The fabulous 50’s – sex, drugs and rock and roll, but not in the small towns of Australia.

There were lots of jobs, clothes and wealth in the cities but this threatened the stifling values of the past – a culture where men desire and decide, while women love and serve.

Miss Mitty Bedford knew the outside world through Hollywood movies at the local Pictures, only to find, when her real life starts, that there were many nasties behind the smooth, smiling, beautiful faces on the screen.

Mitty is a young girl brought up in a punitive sect who escapes to a typist job in the city – a step to fulfilling her dreams of being a lady. She is hampered by deep fears of hell and punishment, and utter ignorance of the facts of life.

A stalker’s attack clashes with her newfound joy in sensual self-discovery inspired by a crush on her boss, and her love for decent, average Col. She writhes between shame, repentance and joy. Family secrets drive her self-doubt.

What does Mitty choose? To learn the feminine compromises and strategies that will help her to stand up for her new ambitions and values? In addition, she needs love, but does she want freedom more?

This emotional and dramatic journey to win trust, love and independence, will keep readers turning the pages, as well as provoking questions that still apply today.
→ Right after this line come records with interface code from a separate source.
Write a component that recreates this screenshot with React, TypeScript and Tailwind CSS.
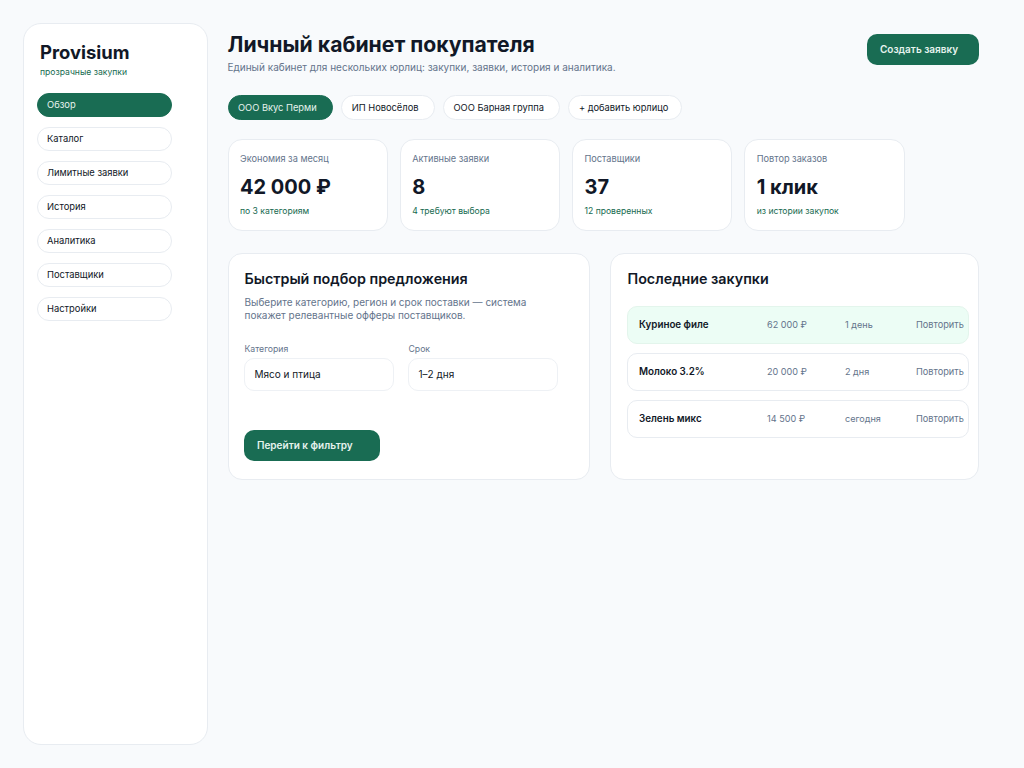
// App.tsx
const navItems = ["Обзор", "Каталог", "Лимитные заявки", "История", "Аналитика", "Поставщики", "Настройки"];
const companies = ["ООО Вкус Перми", "ИП Новосёлов", "ООО Барная группа", "+ добавить юрлицо"];
const stats = [
  { label: "Экономия за месяц", value: "42 000 ₽", note: "по 3 категориям" },
  { label: "Активные заявки", value: "8", note: "4 требуют выбора" },
  { label: "Поставщики", value: "37", note: "12 проверенных" },
  { label: "Повтор заказов", value: "1 клик", note: "из истории закупок" },
];
const purchases = [
  { name: "Куриное филе", price: "62 000 ₽", term: "1 день", active: true },
  { name: "Молоко 3.2%", price: "20 000 ₽", term: "2 дня", active: false },
  { name: "Зелень микс", price: "14 500 ₽", term: "сегодня", active: false },
];

function Field({ label, value }: { label: string; value: string }) {
  return (
    <div className="w-[150px]">
      <p className="pl-[0.5px] text-[8.7px] leading-[12px] text-[#64748b]">{label}</p>
      <div className="mt-[3px] flex h-[33px] items-center rounded-[10px] border border-[#eef1f5] bg-white pl-[9.5px] text-[10px] text-[#111827]">
        {value}
      </div>
    </div>
  );
}

export default function App() {
  return (
    <div className="flex min-h-[768px] gap-[19.5px] bg-[#f8fafc] pb-[23px] pl-[23px] pr-[45px] pt-[23px] font-['Inter',sans-serif] text-[#111827]">
      <aside className="h-[722px] w-[185px] shrink-0 rounded-[18px] border border-[#e8ecf1] bg-white pl-[13px] pt-[15px]">
        <div className="pl-[3px] text-[18.4px] font-bold leading-[26px] text-[#111827]">Provisium</div>
        <div className="pl-[3px] pt-[1px] text-[8.6px] leading-[12px] text-[#166a50]">прозрачные закупки</div>
        <nav className="mt-[15px] flex w-[135px] flex-col gap-[10px]">
          {navItems.map((item, i) => (
            <div
              key={item}
              className={
                i === 0
                  ? "flex h-[24px] items-center rounded-full border border-[#196c53] bg-[#196c53] px-[9px] text-[9.4px] text-[#e6f3ee]"
                  : "flex h-[24px] items-center rounded-full border border-[#e8ecf1] bg-white px-[9px] text-[9.4px] text-[#111827]"
              }
            >
              {item}
            </div>
          ))}
        </nav>
      </aside>

      <main className="flex-1">
        <header className="flex items-start justify-between">
          <div className="pt-[7px]">
            <h1 className="text-[21.2px] font-bold leading-[28px] text-[#111827]">Личный кабинет покупателя</h1>
            <p className="mt-[2px] text-[10px] leading-[14px] text-[#64748b]">
              Единый кабинет для нескольких юрлиц: закупки, заявки, история и аналитика.
            </p>
          </div>
          <button className="mt-[11px] flex h-[31px] w-[112px] items-center rounded-[10px] bg-[#196c53] pl-[13px] text-[10px] font-semibold text-[#e6f3ee]">
            Создать заявку
          </button>
        </header>

        <div className="mt-[21px] flex gap-[8px]">
          {companies.map((company, i) => (
            <div
              key={company}
              className={
                i === 0
                  ? "flex h-[25px] items-center rounded-full border border-[#196c53] bg-[#196c53] pl-[9.5px] pr-[15.5px] text-[9.3px] text-[#e6f3ee]"
                  : "flex h-[25px] items-center rounded-full border border-[#e8ecf1] bg-white pl-[9.5px] pr-[15.5px] text-[9.3px] text-[#111827] last:pr-[13px]"
              }
            >
              {company}
            </div>
          ))}
        </div>

        <div className="mt-[19px] flex gap-[12px]">
          {stats.map((stat) => (
            <div key={stat.label} className="h-[92px] w-[160.25px] rounded-[14px] border border-[#e8ecf1] bg-white px-[11.5px] pt-[13px]">
              <p className="text-[9.2px] leading-[12px] text-[#64748b]">{stat.label}</p>
              <p className="mt-[9px] text-[20px] font-bold leading-[26px] text-[#111827]">{stat.value}</p>
              <p className="mt-[5px] text-[8.6px] leading-[12px] text-[#166a50]">{stat.note}</p>
            </div>
          ))}
        </div>

        <div className="mt-[22px] flex gap-[20px]">
          <section className="h-[226.5px] w-[362.5px] rounded-[14px] border border-[#e8ecf1] bg-white pl-[15.5px] pt-[15px]">
            <h2 className="pl-[0.5px] text-[14.3px] font-semibold leading-[20px] text-[#111827]">Быстрый подбор предложения</h2>
            <p className="mt-[7px] w-[300px] pl-[0.5px] text-[10px] leading-[13px] text-[#64748b]">
              Выберите категорию, регион и срок поставки — система покажет релевантные офферы поставщиков.
            </p>
            <div className="mt-[21px] flex gap-[14px]">
              <Field label="Категория" value="Мясо и птица" />
              <Field label="Срок" value="1–2 дня" />
            </div>
            <button className="mt-[39px] flex h-[31px] w-[135.5px] items-center rounded-[10px] bg-[#196c53] pl-[13px] text-[10px] font-semibold text-[#e6f3ee]">
              Перейти к фильтру
            </button>
          </section>

          <section className="h-[226.5px] w-[369px] rounded-[14px] border border-[#e8ecf1] bg-white pl-[16px] pr-[9px] pt-[15px]">
            <h2 className="pl-[0.5px] text-[14.3px] font-semibold leading-[20px] text-[#111827]">Последние закупки</h2>
            <div className="mt-[17px] flex flex-col gap-[9px]">
              {purchases.map((row) => (
                <div
                  key={row.name}
                  className={
                    row.active
                      ? "flex h-[38px] items-center rounded-[10px] border border-[#e3f5ec] bg-[#ecfdf5] pl-[11px]"
                      : "flex h-[38px] items-center rounded-[10px] border border-[#e8ecf1] bg-white pl-[11px]"
                  }
                >
                  <span className="w-[128px] text-[9.8px] font-semibold text-[#111827]">{row.name}</span>
                  <span className="w-[78px] text-[9.1px] text-[#64748b]">{row.price}</span>
                  <span className="w-[71px] text-[9.1px] text-[#64748b]">{row.term}</span>
                  <span className="text-[9.2px] text-[#64748b]">Повторить</span>
                </div>
              ))}
            </div>
          </section>
        </div>
      </main>
    </div>
  );
}
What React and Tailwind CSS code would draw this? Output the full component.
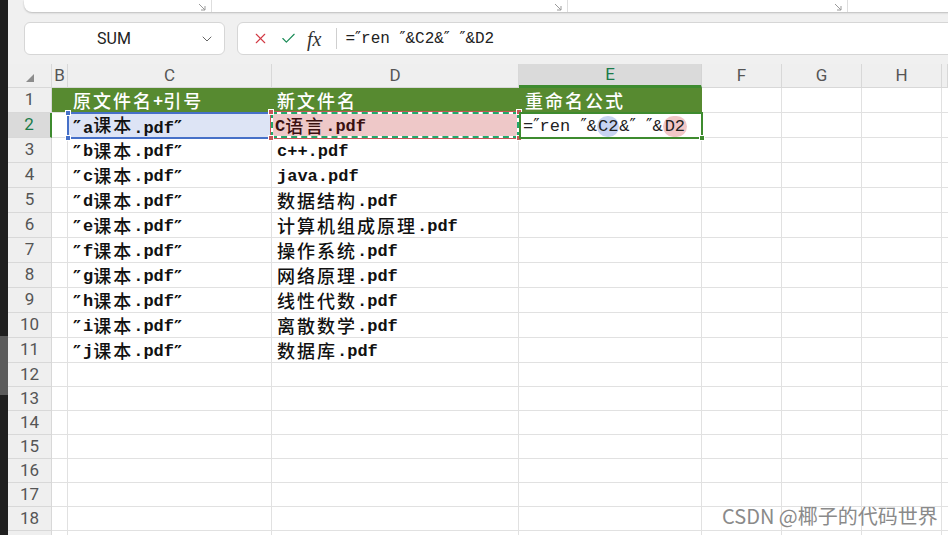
import React from "react";
import { X, Check, ChevronDown } from "lucide-react";

const DATA = [
  ["原文件名+引号", "新文件名", "重命名公式"],
  ["″a课本.pdf″", "C语言.pdf", ""],
  ["″b课本.pdf″", "c++.pdf", ""],
  ["″c课本.pdf″", "java.pdf", ""],
  ["″d课本.pdf″", "数据结构.pdf", ""],
  ["″e课本.pdf″", "计算机组成原理.pdf", ""],
  ["″f课本.pdf″", "操作系统.pdf", ""],
  ["″g课本.pdf″", "网络原理.pdf", ""],
  ["″h课本.pdf″", "线性代数.pdf", ""],
  ["″i课本.pdf″", "离散数学.pdf", ""],
  ["″j课本.pdf″", "数据库.pdf", ""],
];

const COLS = ["B", "C", "D", "E", "F", "G", "H", ""];

function Mixed({ text }) {
  const parts = text.split(/([\u3400-\u9fff]+|″)/).filter(Boolean);
  return parts.map((p, i) => {
    if (p === "″")
      return (
        <span key={i} className="font-['DejaVu_Sans',sans-serif] font-bold text-[18px] inline-block w-[10px]">
          ″
        </span>
      );
    if (/[\u3400-\u9fff]/.test(p))
      return (
        <span key={i} className="relative -top-[1px] font-['Noto_Sans_CJK_SC',sans-serif] font-medium text-[18px] tracking-[2px]">
          {p}
        </span>
      );
    return (
      <span key={i} className="font-['Liberation_Mono','DejaVu_Sans_Mono',monospace] font-bold text-[17px]">
        {p}
      </span>
    );
  });
}

function Q() {
  return <span className="font-['DejaVu_Sans',sans-serif]">″</span>;
}

function Corner({ pos, color }) {
  return <div className={`absolute w-[6px] h-[6px] border border-white ${pos} ${color}`} />;
}

function LauncherIcon() {
  return (
    <svg width="8" height="8" viewBox="0 0 8 8" className="mt-[3px]">
      <path d="M1 1 L7 7 M7 3 L7 7 L3 7" stroke="#9a9a9a" strokeWidth="1" fill="none" />
    </svg>
  );
}

export default function App() {
  const rowNums = Array.from({ length: 19 }, (_, i) => i + 1);
  return (
    <div className="relative w-[948px] h-[535px] overflow-hidden flex bg-white font-['Roboto','Liberation_Sans',sans-serif]">
      {/* left dark strip */}
      <div className="w-[8px] shrink-0 bg-[#1f1f1f] flex flex-col">
        <div className="h-[336px] shrink-0" />
        <div className="h-[59px] shrink-0 bg-[#5b5b5b]" />
      </div>

      <div className="flex-1 min-w-0 flex flex-col">
        {/* toolbar area */}
        <div className="h-[64px] shrink-0 bg-[#f0f0f0] flex flex-col">
          <div className="ml-[16px] -mr-[10px] h-[12px] shrink-0 bg-white rounded-b-[8px] shadow-[0_1px_2px_rgba(0,0,0,0.22)] flex">
            <div className="w-[188px] flex justify-end pr-[5px] border-r border-[#dedede]">
              <LauncherIcon />
            </div>
            <div className="w-[356px] flex justify-end pr-[5px] border-r border-[#dedede]">
              <LauncherIcon />
            </div>
            <div className="w-[280px] flex justify-end pr-[5px] border-r border-[#dedede]">
              <LauncherIcon />
            </div>
            <div className="flex-1" />
          </div>
          <div className="mt-[10px] h-[33px] shrink-0 flex gap-[12px] ml-[16px] -mr-[10px]">
            <div className="w-[201px] bg-white border border-[#d6d6d6] rounded-[6px] flex items-center">
              <span className="flex-1 text-center pl-[4px] text-[16px] text-[#222]">SUM</span>
              <ChevronDown size={16} strokeWidth={1.5} color="#666" className="mr-[9px]" />
            </div>
            <div className="flex-1 bg-white border border-[#d6d6d6] rounded-[6px] flex items-center pl-[14px]">
              <X size={17} strokeWidth={1.6} color="#d23a44" />
              <Check size={17} strokeWidth={1.6} color="#188a55" className="ml-[11px]" />
              <span className="ml-[10px] font-['Liberation_Serif',serif] italic text-[20px] text-[#333] leading-none">
                fx
              </span>
              <div className="ml-[15px] w-px h-[21px] bg-[#cfcfcf]" />
              <div className="ml-[8px] font-['Liberation_Mono','DejaVu_Sans_Mono',monospace] text-[16px] text-[#222] whitespace-pre">
                =<Q />ren <Q />&amp;C2&amp;<Q />{" "}<Q />&amp;D2
              </div>
            </div>
          </div>
        </div>

        {/* sheet grid */}
        <div className="shrink-0 grid grid-cols-[44px_16px_204px_247px_183px_80px_80px_80px_1fr]">
          {/* header row */}
          <div className="relative h-[24px] bg-[#efefef] border-r border-b border-[#d8d8d8]">
            <svg width="8" height="8" viewBox="0 0 8 8" className="absolute left-[18px] top-[10px]">
              <polygon points="8,0 8,8 0,8" fill="#8c8c8c" />
            </svg>
          </div>
          {COLS.map((c, i) =>
            c === "E" ? (
              <div
                key={i}
                className="h-[24px] bg-[#dadada] border-r border-[#d4d4d4] border-b-[3px] border-b-[#3e8b2f] flex items-center justify-center text-[17px] text-[#1b7a49]"
              >
                {c}
              </div>
            ) : (
              <div
                key={i}
                className="h-[24px] bg-[#efefef] border-r border-b border-[#d8d8d8] flex items-center justify-center text-[17px] text-[#555]"
              >
                {c}
              </div>
            )
          )}

          {rowNums.map((r) => {
            const h = r <= 11 ? "h-[25px]" : "h-[24px]";
            const row = DATA[r - 1];
            const header =
              r === 2 ? (
                <div
                  key={`h${r}`}
                  className={`${h} bg-[#dadada] border-b border-[#d8d8d8] border-r-2 border-r-[#3e8b2f] flex items-center justify-center text-[17px] text-[#1b7a49]`}
                >
                  {r}
                </div>
              ) : (
                <div
                  key={`h${r}`}
                  className={`${h} bg-[#efefef] border-r border-b border-[#d8d8d8] flex items-center justify-center text-[17px] text-[#555]`}
                >
                  {r < 19 ? r : null}
                </div>
              );

            if (r === 1) {
              return (
                <React.Fragment key={r}>
                  {header}
                  <div className="h-[25px] bg-[#578a30] border-b border-[#e1e1e1]" />
                  <div className="h-[25px] bg-[#578a30] border-b border-[#e1e1e1] flex items-center pl-[5px] pt-[3px] text-white">
                    <Mixed text={row[0]} />
                  </div>
                  <div className="h-[25px] bg-[#578a30] border-b border-[#e1e1e1] flex items-center pl-[5px] pt-[3px] text-white">
                    <Mixed text={row[1]} />
                  </div>
                  <div className="h-[25px] bg-[#578a30] border-b border-[#e1e1e1] flex items-center pl-[6px] pt-[3px] text-white">
                    <Mixed text={row[2]} />
                  </div>
                  <div className="h-[25px] border-r border-b border-[#e1e1e1]" />
                  <div className="h-[25px] border-r border-b border-[#e1e1e1]" />
                  <div className="h-[25px] border-r border-b border-[#e1e1e1]" />
                  <div className="h-[25px] border-b border-[#e1e1e1]" />
                </React.Fragment>
              );
            }

            if (r === 2) {
              return (
                <React.Fragment key={r}>
                  {header}
                  <div className="h-[25px] border-r border-b border-[#e1e1e1]" />
                  <div className="relative h-[25px] bg-[#dde4f5] flex items-center pl-[5px] pt-[3px] text-[#111]">
                    <div className="absolute -left-[1px] -top-[1px] right-0 -bottom-[1px] border-2 border-[#4670c8]" />
                    <Corner pos="-left-[3px] -top-[3px]" color="bg-[#4670c8]" />
                    <Corner pos="-left-[3px] -bottom-[3px]" color="bg-[#4670c8]" />
                    <span className="relative">
                      <Mixed text={row[0]} />
                    </span>
                  </div>
                  <div className="relative h-[25px]">
                    <div className="absolute -left-[2px] -top-[2px] -right-[1px] -bottom-[1px] border border-[#c65656]">
                      <div className="h-full border-2 border-dashed border-[#21a86a] bg-white">
                        <div className="h-full bg-[#eec8c8] flex items-center pl-[2px] pt-[3px] text-[#3a1010]">
                          <Mixed text={row[1]} />
                        </div>
                      </div>
                      <Corner pos="-left-[3px] -top-[3px]" color="bg-[#c65656]" />
                      <Corner pos="-right-[3px] -top-[3px]" color="bg-[#c65656]" />
                      <Corner pos="-left-[3px] -bottom-[3px]" color="bg-[#c65656]" />
                      <Corner pos="-right-[3px] -bottom-[3px]" color="bg-[#c65656]" />
                    </div>
                  </div>
                  <div className="relative h-[25px]">
                    <div className="absolute left-0 -top-[1px] -right-[1px] -bottom-[1px] border-2 border-[#3e8b2f] flex items-center pl-[2px] pt-[1px]">
                      <div className="font-['Liberation_Mono','DejaVu_Sans_Mono',monospace] text-[17px] leading-[20px] text-[#222] whitespace-pre">
                        =<Q />ren <Q />&amp;<span className="bg-[#c7d4f2] rounded-full px-[1px] py-[1px]">C2</span>&amp;<Q />{" "}<Q />&amp;<span className="bg-[#f1c7c7] rounded-full px-[2px] py-[1px]">D2</span>
                      </div>
                      <div className="absolute -right-[4px] -bottom-[4px] w-[6px] h-[6px] bg-[#3e8b2f] border border-white" />
                    </div>
                  </div>
                  <div className="h-[25px] border-r border-b border-[#e1e1e1]" />
                  <div className="h-[25px] border-r border-b border-[#e1e1e1]" />
                  <div className="h-[25px] border-r border-b border-[#e1e1e1]" />
                  <div className="h-[25px] border-b border-[#e1e1e1]" />
                </React.Fragment>
              );
            }

            return (
              <React.Fragment key={r}>
                {header}
                <div className={`${h} border-r border-b border-[#e1e1e1]`} />
                <div className={`${h} border-r border-b border-[#e1e1e1] flex items-center pl-[5px] pt-[3px] text-[#111] whitespace-nowrap`}>
                  {row ? <Mixed text={row[0]} /> : null}
                </div>
                <div className={`${h} border-r border-b border-[#e1e1e1] flex items-center pl-[5px] pt-[3px] text-[#111] whitespace-nowrap`}>
                  {row ? <Mixed text={row[1]} /> : null}
                </div>
                <div className={`${h} border-r border-b border-[#e1e1e1]`} />
                <div className={`${h} border-r border-b border-[#e1e1e1]`} />
                <div className={`${h} border-r border-b border-[#e1e1e1]`} />
                <div className={`${h} border-r border-b border-[#e1e1e1]`} />
                <div className={`${h} border-b border-[#e1e1e1]`} />
              </React.Fragment>
            );
          })}
        </div>
      </div>

      {/* watermark */}
      <div className="absolute left-[722px] top-[504px] text-[20px] leading-[24px] text-[#8a8a8a] font-['Noto_Sans_CJK_SC',sans-serif] [text-shadow:0_0_1px_rgba(255,255,255,0.9)] whitespace-nowrap">
        CSDN @椰子的代码世界
      </div>
    </div>
  );
}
Original Blurb with Coaching Comments in Bold and Brackets:

The first in a duet, it is… [You don’t need an ellipsis before a quote, though you might need one in the quote if you left out information at the beginning of the quote (as in, if “a well-plotted tale” isn’t how the sentence began in the original source).] “a well-plotted tale of human growth, sexuality, and self-discovery which will be enjoyed by readers of women’s fiction and literary fiction alike.” [Leading off with praise from another source isn’t necessarily a bad thing, but it puts the actually story—the who and what of the tale—further into the blurb, and your next few sentences further postpone the main character, making this read somewhat like a nonfiction blurb rather than a novel.]

The fabulous 50’s – sex, drugs and rock and roll, but not in the small towns of Australia.

There were lots of jobs, clothes and wealth in the cities but this threatened the stifling values of the past [By the use of “stifling,” it sounds like you’re making a judgment against the “values of the past,” which could push readers away, especially if they feel they side more with the past.]— a culture where men desire and decide, while women love and serve.

Miss Mitty Bedford knew the outside world through Hollywood movies at the local Pictures, only to find, when her real life starts, that there were many nasties behind the smooth, smiling, beautiful faces on the screen. [This almost suggests that she’s going to end up discovering what Hollywood is really like, the “nasties behind the beautiful faces,” i.e., she’ll discover that actors and their real lives don’t always match their on-screen persona. If this isn’t the case, you might want to reword this to indicate that she’s discovering that the movies didn’t tell her everything about life.]

Mitty is a young girl brought up in a punitive sect who escapes to a typist job in the city – a step to fulfilling her dreams of being a lady. [This is an excellent sentence, one that really introduces us to the character, her dream, and her challenges. As such, I’d recommend moving it much higher in the blurb, as it’s the heart of the story and it’s best, in blurbs, to lead off strong.] She is hampered by deep fears of hell and punishment, and utter ignorance of the facts of life. [Another excellent sentence, giving us details about what she’s up against without belaboring the issue.]

A stalker’s attack clashes with her newfound joy in sensual self-discovery inspired by a crush on her boss, and her love for decent, average Col. [The adjectives of “decent” and “average” suggest that he’s mediocre rather than decent and kind, so you might want to find a different term, as the two very different means of “decent” can make this confusing.] She writhes between shame, repentance and joy. Family secrets drive her self-doubt. [So far, it seems as though her upbringing drives her self-doubt, so saying that family secrets are actually behind it undermines what the blurb has already said about her. If family secrets are actually behind it, does she know that? Or is this something she discovers, to where, as she begins to break away from her restrictive past, she discovers that family secrets, and not a true desire for betterment, drive her self-doubt?]

What does Mitty choose? To learn the feminine compromises and strategies that will help her to stand up for her new ambitions and values? In addition, she needs love, but does she want freedom more?

This emotional and dramatic journey to win trust, love and independence, will keep readers turning the pages, as well as provoking questions that still apply today. [This is a strong closing sentence, and I don’t know that you need all the rhetorical questions before this, though it might be nice if the blurb hinted at what sort of freedom she’s seeking—economic, sexual, religious, career—so as to fully empathize with her struggle and want to know what she chooses, but readers will be asking “what does Mitty choose?” without your having to tell them to ponder such a thing, if the rest of the blurb has drawn them in.]